Ng returned to Hong Kong in 2008 during the 2008 Legislative Council election. Angered by the pro-Beijing dominance, Ng joined the pro-democracy radical social democratic party, the League of Social Democrats (LSD) in 2009. He has been active in social activism and protests since then and has been arrested and charged. In the 2012 Legislative Council election, he surrendered his Australian and New Zealand citizenships in order to run in the Hong Kong Island constituency. He received 3,169 votes, about one percent of the popular votes and was not elected.

He had been vice-chairman of the LSD since 2010. In February 2016, he was elected the chairman of the LSD, succeeding legislator "Longhair" Leung Kwok-hung.

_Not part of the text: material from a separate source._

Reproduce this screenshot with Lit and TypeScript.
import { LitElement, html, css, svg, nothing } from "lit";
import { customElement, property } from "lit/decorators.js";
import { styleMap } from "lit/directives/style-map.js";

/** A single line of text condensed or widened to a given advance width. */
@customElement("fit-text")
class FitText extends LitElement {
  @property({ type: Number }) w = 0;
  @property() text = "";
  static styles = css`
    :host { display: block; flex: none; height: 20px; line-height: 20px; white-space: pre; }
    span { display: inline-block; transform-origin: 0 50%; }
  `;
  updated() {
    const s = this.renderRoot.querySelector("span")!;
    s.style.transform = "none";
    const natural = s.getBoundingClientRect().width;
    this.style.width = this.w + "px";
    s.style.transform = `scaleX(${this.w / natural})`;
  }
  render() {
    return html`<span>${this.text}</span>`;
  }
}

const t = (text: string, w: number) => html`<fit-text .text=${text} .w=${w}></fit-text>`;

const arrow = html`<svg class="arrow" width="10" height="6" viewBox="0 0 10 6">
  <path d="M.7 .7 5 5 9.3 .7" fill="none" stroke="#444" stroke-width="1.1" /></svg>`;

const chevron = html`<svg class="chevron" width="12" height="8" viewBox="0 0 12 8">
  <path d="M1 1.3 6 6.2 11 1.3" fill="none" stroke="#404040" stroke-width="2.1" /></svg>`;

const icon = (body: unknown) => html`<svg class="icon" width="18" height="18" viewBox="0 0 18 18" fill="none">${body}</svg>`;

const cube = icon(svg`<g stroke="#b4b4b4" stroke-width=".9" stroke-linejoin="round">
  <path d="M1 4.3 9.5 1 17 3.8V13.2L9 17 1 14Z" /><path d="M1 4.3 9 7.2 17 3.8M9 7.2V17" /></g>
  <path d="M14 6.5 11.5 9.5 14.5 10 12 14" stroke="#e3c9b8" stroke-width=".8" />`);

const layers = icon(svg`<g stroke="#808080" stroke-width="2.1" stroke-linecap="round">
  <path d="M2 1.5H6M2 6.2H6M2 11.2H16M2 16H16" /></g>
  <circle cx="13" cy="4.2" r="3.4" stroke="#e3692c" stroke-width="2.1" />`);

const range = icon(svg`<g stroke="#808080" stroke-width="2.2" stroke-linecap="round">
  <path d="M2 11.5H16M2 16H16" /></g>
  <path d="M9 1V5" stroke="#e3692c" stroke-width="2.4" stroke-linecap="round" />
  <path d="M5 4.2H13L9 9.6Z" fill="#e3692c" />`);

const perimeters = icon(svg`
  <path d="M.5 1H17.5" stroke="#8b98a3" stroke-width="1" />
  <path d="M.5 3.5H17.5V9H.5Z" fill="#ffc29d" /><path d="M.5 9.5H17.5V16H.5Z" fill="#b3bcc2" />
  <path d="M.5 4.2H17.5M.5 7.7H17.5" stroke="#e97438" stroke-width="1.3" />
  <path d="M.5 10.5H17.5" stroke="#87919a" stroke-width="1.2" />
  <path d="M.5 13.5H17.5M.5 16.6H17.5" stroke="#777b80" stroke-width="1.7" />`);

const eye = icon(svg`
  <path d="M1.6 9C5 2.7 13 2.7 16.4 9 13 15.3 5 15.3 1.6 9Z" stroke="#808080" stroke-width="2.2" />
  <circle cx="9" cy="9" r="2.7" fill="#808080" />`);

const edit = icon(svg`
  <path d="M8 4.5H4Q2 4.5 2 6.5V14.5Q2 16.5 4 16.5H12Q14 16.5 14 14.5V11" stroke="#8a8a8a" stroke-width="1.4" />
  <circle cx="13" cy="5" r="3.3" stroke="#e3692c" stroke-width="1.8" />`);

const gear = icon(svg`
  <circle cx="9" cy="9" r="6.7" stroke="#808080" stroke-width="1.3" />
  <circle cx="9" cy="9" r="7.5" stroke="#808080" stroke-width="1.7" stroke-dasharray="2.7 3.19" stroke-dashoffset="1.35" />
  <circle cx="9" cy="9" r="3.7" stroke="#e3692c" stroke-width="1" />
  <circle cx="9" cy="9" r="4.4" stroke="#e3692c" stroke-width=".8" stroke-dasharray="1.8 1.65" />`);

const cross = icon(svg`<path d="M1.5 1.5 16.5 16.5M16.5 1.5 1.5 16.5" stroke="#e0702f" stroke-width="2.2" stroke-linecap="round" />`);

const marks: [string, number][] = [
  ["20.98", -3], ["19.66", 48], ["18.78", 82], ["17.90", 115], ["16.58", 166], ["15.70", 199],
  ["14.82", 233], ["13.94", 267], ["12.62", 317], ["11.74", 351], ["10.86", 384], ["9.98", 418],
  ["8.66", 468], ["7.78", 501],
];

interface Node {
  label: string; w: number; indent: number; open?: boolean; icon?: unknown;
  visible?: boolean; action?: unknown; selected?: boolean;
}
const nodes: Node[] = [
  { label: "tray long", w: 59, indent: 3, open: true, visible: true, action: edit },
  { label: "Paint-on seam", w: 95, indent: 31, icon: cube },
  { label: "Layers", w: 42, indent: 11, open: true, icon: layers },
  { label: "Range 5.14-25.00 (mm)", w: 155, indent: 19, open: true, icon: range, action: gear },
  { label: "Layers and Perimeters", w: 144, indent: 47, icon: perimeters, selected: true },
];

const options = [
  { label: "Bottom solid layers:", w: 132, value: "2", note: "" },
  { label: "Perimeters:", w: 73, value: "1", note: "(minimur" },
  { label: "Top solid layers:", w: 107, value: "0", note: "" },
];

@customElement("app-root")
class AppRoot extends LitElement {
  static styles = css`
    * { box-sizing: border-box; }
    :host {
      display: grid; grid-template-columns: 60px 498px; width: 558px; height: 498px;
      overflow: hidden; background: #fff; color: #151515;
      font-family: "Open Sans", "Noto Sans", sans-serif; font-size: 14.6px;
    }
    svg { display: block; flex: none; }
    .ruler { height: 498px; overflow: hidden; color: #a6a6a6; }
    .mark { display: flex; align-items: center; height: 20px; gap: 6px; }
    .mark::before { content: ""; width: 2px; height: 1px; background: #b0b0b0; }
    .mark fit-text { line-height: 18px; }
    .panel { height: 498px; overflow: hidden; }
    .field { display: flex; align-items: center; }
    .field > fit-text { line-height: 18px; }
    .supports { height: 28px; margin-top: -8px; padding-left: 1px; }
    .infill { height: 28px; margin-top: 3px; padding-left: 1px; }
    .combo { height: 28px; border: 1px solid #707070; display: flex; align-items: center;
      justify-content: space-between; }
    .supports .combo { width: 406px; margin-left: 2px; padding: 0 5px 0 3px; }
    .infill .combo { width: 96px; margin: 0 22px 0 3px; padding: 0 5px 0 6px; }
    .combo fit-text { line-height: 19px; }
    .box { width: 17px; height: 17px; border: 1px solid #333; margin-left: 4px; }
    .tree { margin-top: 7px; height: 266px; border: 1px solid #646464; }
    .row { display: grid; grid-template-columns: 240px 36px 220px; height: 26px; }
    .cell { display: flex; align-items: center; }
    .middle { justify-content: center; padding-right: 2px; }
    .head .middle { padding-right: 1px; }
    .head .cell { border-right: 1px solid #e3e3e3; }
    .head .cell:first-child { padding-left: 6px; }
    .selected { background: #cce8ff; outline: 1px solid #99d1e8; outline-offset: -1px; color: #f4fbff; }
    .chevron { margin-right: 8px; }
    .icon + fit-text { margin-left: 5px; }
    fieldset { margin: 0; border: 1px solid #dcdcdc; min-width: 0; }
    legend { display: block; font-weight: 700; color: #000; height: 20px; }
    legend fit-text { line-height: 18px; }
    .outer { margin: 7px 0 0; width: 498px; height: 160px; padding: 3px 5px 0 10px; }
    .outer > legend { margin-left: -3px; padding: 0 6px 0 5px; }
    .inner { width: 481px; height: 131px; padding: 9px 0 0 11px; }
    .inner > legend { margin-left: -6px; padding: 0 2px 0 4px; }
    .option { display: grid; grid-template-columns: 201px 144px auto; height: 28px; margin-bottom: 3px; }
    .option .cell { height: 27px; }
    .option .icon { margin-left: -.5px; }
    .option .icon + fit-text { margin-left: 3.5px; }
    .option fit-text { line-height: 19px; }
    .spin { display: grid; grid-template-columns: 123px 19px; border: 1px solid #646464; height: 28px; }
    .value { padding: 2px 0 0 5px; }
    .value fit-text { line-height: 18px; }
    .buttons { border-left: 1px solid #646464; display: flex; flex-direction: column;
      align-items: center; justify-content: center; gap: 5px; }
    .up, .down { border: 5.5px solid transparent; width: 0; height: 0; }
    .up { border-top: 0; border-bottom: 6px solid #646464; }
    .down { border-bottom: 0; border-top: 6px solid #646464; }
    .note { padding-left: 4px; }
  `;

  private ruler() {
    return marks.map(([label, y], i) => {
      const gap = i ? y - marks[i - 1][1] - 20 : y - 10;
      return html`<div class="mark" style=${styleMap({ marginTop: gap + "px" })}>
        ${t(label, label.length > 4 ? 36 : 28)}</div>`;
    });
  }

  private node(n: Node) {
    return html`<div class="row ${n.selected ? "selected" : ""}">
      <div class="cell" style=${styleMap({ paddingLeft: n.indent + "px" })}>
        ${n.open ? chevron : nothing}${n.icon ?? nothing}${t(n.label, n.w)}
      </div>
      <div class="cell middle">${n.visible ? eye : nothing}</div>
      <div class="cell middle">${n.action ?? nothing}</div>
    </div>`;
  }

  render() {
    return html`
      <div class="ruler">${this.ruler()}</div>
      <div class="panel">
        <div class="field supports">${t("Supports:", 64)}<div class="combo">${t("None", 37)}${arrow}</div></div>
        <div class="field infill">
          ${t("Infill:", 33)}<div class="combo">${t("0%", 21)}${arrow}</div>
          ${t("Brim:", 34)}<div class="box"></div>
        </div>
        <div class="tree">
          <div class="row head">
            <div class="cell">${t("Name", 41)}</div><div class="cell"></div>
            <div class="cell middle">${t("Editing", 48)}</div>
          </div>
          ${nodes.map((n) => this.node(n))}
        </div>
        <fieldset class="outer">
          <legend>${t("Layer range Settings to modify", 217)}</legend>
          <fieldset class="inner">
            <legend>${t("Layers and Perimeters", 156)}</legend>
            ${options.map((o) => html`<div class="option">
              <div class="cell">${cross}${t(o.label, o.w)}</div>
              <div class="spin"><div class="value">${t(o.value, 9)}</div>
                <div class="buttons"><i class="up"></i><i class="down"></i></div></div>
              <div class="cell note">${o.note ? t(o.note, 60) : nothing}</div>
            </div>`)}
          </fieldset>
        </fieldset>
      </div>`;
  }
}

In May 2018, Ng was convicted and sentenced to four months in jail over three counts of revealing the identity of a government official. In 2016, he had disclosed to broadcaster RTHK and on social media that Betty Fung Ching Suk-yee, Permanent Secretary of the Home Affairs Bureau was the subject of an investigation by the Independent Commission Against Corruption. He was released on bail after sentencing. In December 2019, a High Court judge severely criticized Ng for what she said were his "shameless" attempts at dragging out his appeal against the jail sentence. Ng received a further extension of bail for a month. 

On 18 April 2020, Ng was one of the 15 high-profile Hong Kong democracy figures arrested that day. According to the police statement, his arrest was based on suspicion of organizing, publicizing or taking part in several unauthorized assemblies between August and October 2019 during the anti-extradition bill protests.

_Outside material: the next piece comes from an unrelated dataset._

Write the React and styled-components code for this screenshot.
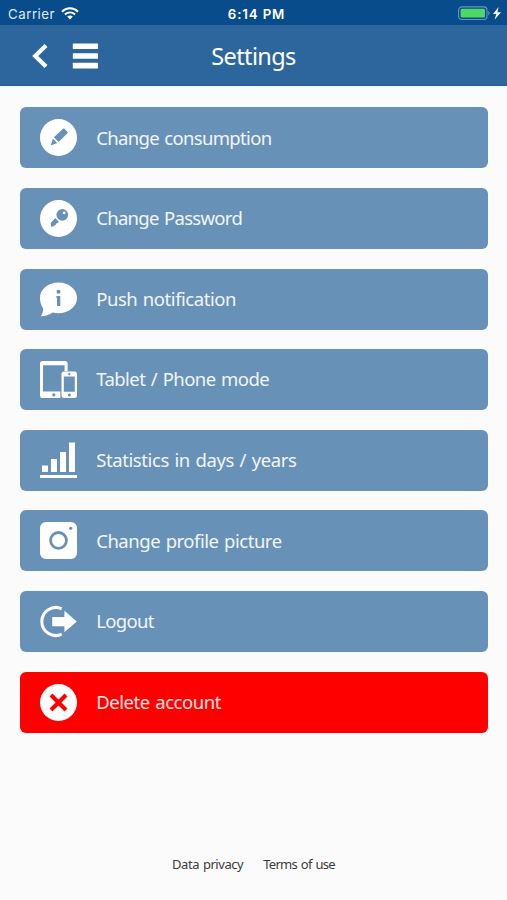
import styled, { createGlobalStyle } from "styled-components";

const GlobalStyle = createGlobalStyle`
  * {
    box-sizing: border-box;
  }
  body {
    margin: 0;
    background-color: #fbfbfb;
    font-family: "Noto Sans", "Open Sans", sans-serif;
  }
`;

const PageStyled = styled.div`
  display: flex;
  flex-direction: column;
  width: 100%;
  height: 900px;
  overflow: hidden;
`;

const StatusBarStyled = styled.div`
  display: grid;
  grid-template-columns: 1fr auto 1fr;
  align-items: center;
  height: 25px;
  padding: 2px 5px 0 8px;
  background-color: #084c8b;
  color: #fff;
  font-family: Inter, sans-serif;
  font-size: 13.3px;
`;

const CarrierStyled = styled.div`
  display: flex;
  align-items: center;
  gap: 6px;
  letter-spacing: 0.5px;
  color: #dfe9f2;
`;

const ClockStyled = styled.div`
  font-weight: 600;
  letter-spacing: 0.85px;
  padding-left: 3px;
`;

const BatteryStyled = styled.div`
  display: flex;
  justify-content: flex-end;
`;

const HeaderStyled = styled.header`
  display: grid;
  grid-template-columns: 1fr auto 1fr;
  align-items: center;
  height: 61px;
  padding-top: 2px;
  background-color: #2d669c;
  border-bottom: 1px solid #205d97;
  color: #fff;
`;

const NavStyled = styled.div`
  display: flex;
  align-items: center;
  gap: 24px;
  padding-left: 32px;
`;

const TitleStyled = styled.h1`
  margin: 0;
  font-size: 23.5px;
  font-weight: 400;
  line-height: 32px;
  letter-spacing: -0.62px;
`;

const MenuStyled = styled.main`
  display: flex;
  flex-direction: column;
  gap: 19.6px;
  padding: 21.4px 19.5px 0 20.3px;
`;

const MenuButtonStyled = styled.button`
  display: flex;
  align-items: center;
  gap: 19.2px;
  width: 100%;
  height: 61px;
  padding: 0 0 0 19.7px;
  border: none;
  border-radius: 6px;
  background-color: ${(props) => (props.$danger ? "#ff0000" : "#6891b8")};
  color: ${(props) => (props.$danger ? "#ffe3e3" : "#f1f6fa")};
  font-family: inherit;
  font-size: 18.5px;
  text-align: left;
  & > svg {
    flex: none;
  }
  & > span {
    padding-bottom: 1.6px;
    letter-spacing: ${(props) => props.$spacing}px;
    word-spacing: 1.2px;
    white-space: nowrap;
  }
`;

const FooterStyled = styled.footer`
  display: flex;
  justify-content: center;
  gap: 20px;
  margin-top: auto;
  padding-bottom: 26px;
  color: #3c3c3c;
  font-size: 13px;
  line-height: 20px;
  word-spacing: 1px;
`;

const LinkStyled = styled.a`
  letter-spacing: ${(props) => props.$spacing}px;
`;

const WifiIcon = () => (
  <svg width="18" height="13" viewBox="0 0 18 13" fill="none" stroke="#fff" strokeWidth="2">
    <path d="M1 4.8C5.6.2 12.4.2 17 4.8" />
    <path d="M3.9 7.6C6.9 4.8 11.1 4.8 14.1 7.6" />
    <path d="M9 12.4 6.2 9.6C7.8 8.2 10.2 8.2 11.8 9.6Z" fill="#fff" stroke="none" />
  </svg>
);

const BatteryIcon = () => (
  <svg width="44" height="16" viewBox="0 0 44 16">
    <rect x="0.6" y="0.9" width="28.4" height="12.6" rx="3.2" fill="none" stroke="#6b94ba" strokeWidth="1.1" />
    <rect x="2.6" y="2.8" width="24.4" height="8.8" rx="1.4" fill="#4cd964" />
    <path d="M30.3 5.1c1.8.6 1.8 3.6 0 4.2z" fill="#6b94ba" />
    <path d="M40.6 1 35 8h3.3L36.6 13.8 43 6.3h-3.6z" fill="#fff" />
  </svg>
);

const BackIcon = () => (
  <svg width="16" height="26" viewBox="0 0 16 26">
    <path d="M14 2.6 3.2 13 14 23.4" fill="none" stroke="#fff" strokeWidth="4.2" />
  </svg>
);

const BurgerIcon = () => (
  <svg width="26" height="26" viewBox="0 0 26 26" fill="#fff">
    <rect x="0.8" y="0.4" width="25.2" height="5.6" rx="0.5" />
    <rect x="0.8" y="10.2" width="25.2" height="5.6" rx="0.5" />
    <rect x="0.8" y="19.8" width="25.2" height="5.6" rx="0.5" />
  </svg>
);

const IconStyled = styled.svg.attrs({ width: 37, height: 37, viewBox: "0 0 37 37" })`
  fill: #fff;
`;

const PencilIcon = () => (
  <IconStyled>
    <circle cx="18.5" cy="18.5" r="18.5" />
    <g fill="#6891b8">
      <path d="M22.7 9.9C23.3 9.3 24.1 9.3 24.6 9.9L27.3 12.6C27.8 13.2 27.8 13.9 27.2 14.5L18.7 23.1 13.9 18.3Z" />
      <path d="M12.9 19.8 17.2 24.1 10.6 26.5Z" />
    </g>
  </IconStyled>
);

const KeyIcon = () => (
  <IconStyled>
    <circle cx="18.5" cy="18.5" r="18.5" />
    <circle cx="22.3" cy="14.8" r="5.9" fill="#6891b8" />
    <circle cx="24.2" cy="12.8" r="1.4" />
    <path d="M15.2 18.1 18.9 21.8 17 23.4 16 23.6 15.7 25 14.2 25.4 13.7 26.6H11L10.8 23Z" fill="#6891b8" />
  </IconStyled>
);

const InfoIcon = () => (
  <IconStyled>
    <path d="M18.5 1.6C28.7 1.6 37 8.4 37 17S28.7 32.2 18.5 32.2C16.6 32.2 14.6 31.9 12.8 31.4 9.4 33.8 5.2 35.2.8 35.2 2.4 32.8 3.3 30.5 3.2 27.5 1.2 24.8 0 21 0 17 0 8.4 8.3 1.6 18.5 1.6Z" />
    <circle cx="18.5" cy="10.8" r="2" fill="#6891b8" />
    <path d="M16.4 15H20.3V24.9H17V17H16.4Z" fill="#6891b8" />
  </IconStyled>
);

const DevicesIcon = () => (
  <IconStyled>
    <path
      fillRule="evenodd"
      d="M2.6 0H25C26.6 0 27.6 1 27.6 2.6V10H24.6V4.2H3V30.4H20.4V37H2.6C1 37 0 36 0 34.4V2.6C0 1 1 0 2.6 0ZM13.8 32.3a1.6 1.6 0 1 0 .01 0Z"
    />
    <path
      fillRule="evenodd"
      d="M24 10.4H34.6C36.1 10.4 37 11.3 37 12.8V34.6C37 36.1 36.1 37 34.6 37H24C22.5 37 21.5 36.1 21.5 34.6V12.8C21.5 11.3 22.5 10.4 24 10.4ZM23.8 15.4V30.8H34.8V15.4ZM29.3 11.8a1.2 1.2 0 1 0 .01 0ZM29.3 32.5a1.5 1.5 0 1 0 .01 0Z"
    />
  </IconStyled>
);

const StatsIcon = () => (
  <IconStyled>
    <rect x="2" y="23.5" width="6" height="6.5" />
    <rect x="11" y="17" width="6" height="13" />
    <rect x="20" y="10" width="6" height="20" />
    <rect x="29" y="0.5" width="6" height="29.5" />
    <rect x="0" y="33" width="37" height="3" />
  </IconStyled>
);

const CameraIcon = () => (
  <IconStyled>
    <rect width="37" height="37" rx="6" />
    <circle cx="18.5" cy="18.4" r="7.9" fill="none" stroke="#6891b8" strokeWidth="2.8" />
    <circle cx="30.7" cy="6.3" r="1.6" fill="#6891b8" />
  </IconStyled>
);

const LogoutIcon = () => (
  <IconStyled>
    <path d="M21.7 5.8A14 14 0 1 0 21.7 31.2" fill="none" stroke="#fff" strokeWidth="3" />
    <path d="M12.2 14H24.4V7.8L36.8 18.5 24.4 29.2V23.2H12.2Z" />
  </IconStyled>
);

const DeleteIcon = () => (
  <IconStyled>
    <circle cx="18.5" cy="18.5" r="18.5" />
    <path d="M11 11 26 26M26 11 11 26" stroke="#ff0000" strokeWidth="4.2" />
  </IconStyled>
);

const menuItems = [
  { label: "Change consumption", icon: PencilIcon, spacing: -0.67 },
  { label: "Change Password", icon: KeyIcon, spacing: -0.7 },
  { label: "Push notification", icon: InfoIcon, spacing: -0.45 },
  { label: "Tablet / Phone mode", icon: DevicesIcon, spacing: -0.54 },
  { label: "Statistics in days / years", icon: StatsIcon, spacing: -0.4 },
  { label: "Change profile picture", icon: CameraIcon, spacing: -0.47 },
  { label: "Logout", icon: LogoutIcon, spacing: -0.68 },
  { label: "Delete account", icon: DeleteIcon, spacing: -0.46, danger: true },
];

const App = () => {
  return (
    <PageStyled>
      <GlobalStyle />
      <StatusBarStyled>
        <CarrierStyled>
          <span>Carrier</span>
          <WifiIcon />
        </CarrierStyled>
        <ClockStyled>6:14 PM</ClockStyled>
        <BatteryStyled>
          <BatteryIcon />
        </BatteryStyled>
      </StatusBarStyled>
      <HeaderStyled>
        <NavStyled>
          <BackIcon />
          <BurgerIcon />
        </NavStyled>
        <TitleStyled>Settings</TitleStyled>
      </HeaderStyled>
      <MenuStyled>
        {menuItems.map(({ label, icon: Icon, spacing, danger }) => (
          <MenuButtonStyled key={label} $spacing={spacing} $danger={danger}>
            <Icon />
            <span>{label}</span>
          </MenuButtonStyled>
        ))}
      </MenuStyled>
      <FooterStyled>
        <LinkStyled $spacing={-0.46}>Data privacy</LinkStyled>
        <LinkStyled $spacing={-0.7}>Terms of use</LinkStyled>
      </FooterStyled>
    </PageStyled>
  );
};

export default App;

On 18 May 2021, Ng was remanded in custody by District Judge Amanda Woodcock, over his participation in an unauthorised assembly in 2019. Ng accused the judicial system of persecution and argued that the justice in Hong Kong had been "weaponized" to target pro-democracy figures. About the future of his League of Social Democrats party, he said that they have inside cautious optimism but pointed out an "uncertain" future under the national security law and with its two vice chairmen (Leung Kwok-hung and Jimmy Sham) awaiting trial for subversion.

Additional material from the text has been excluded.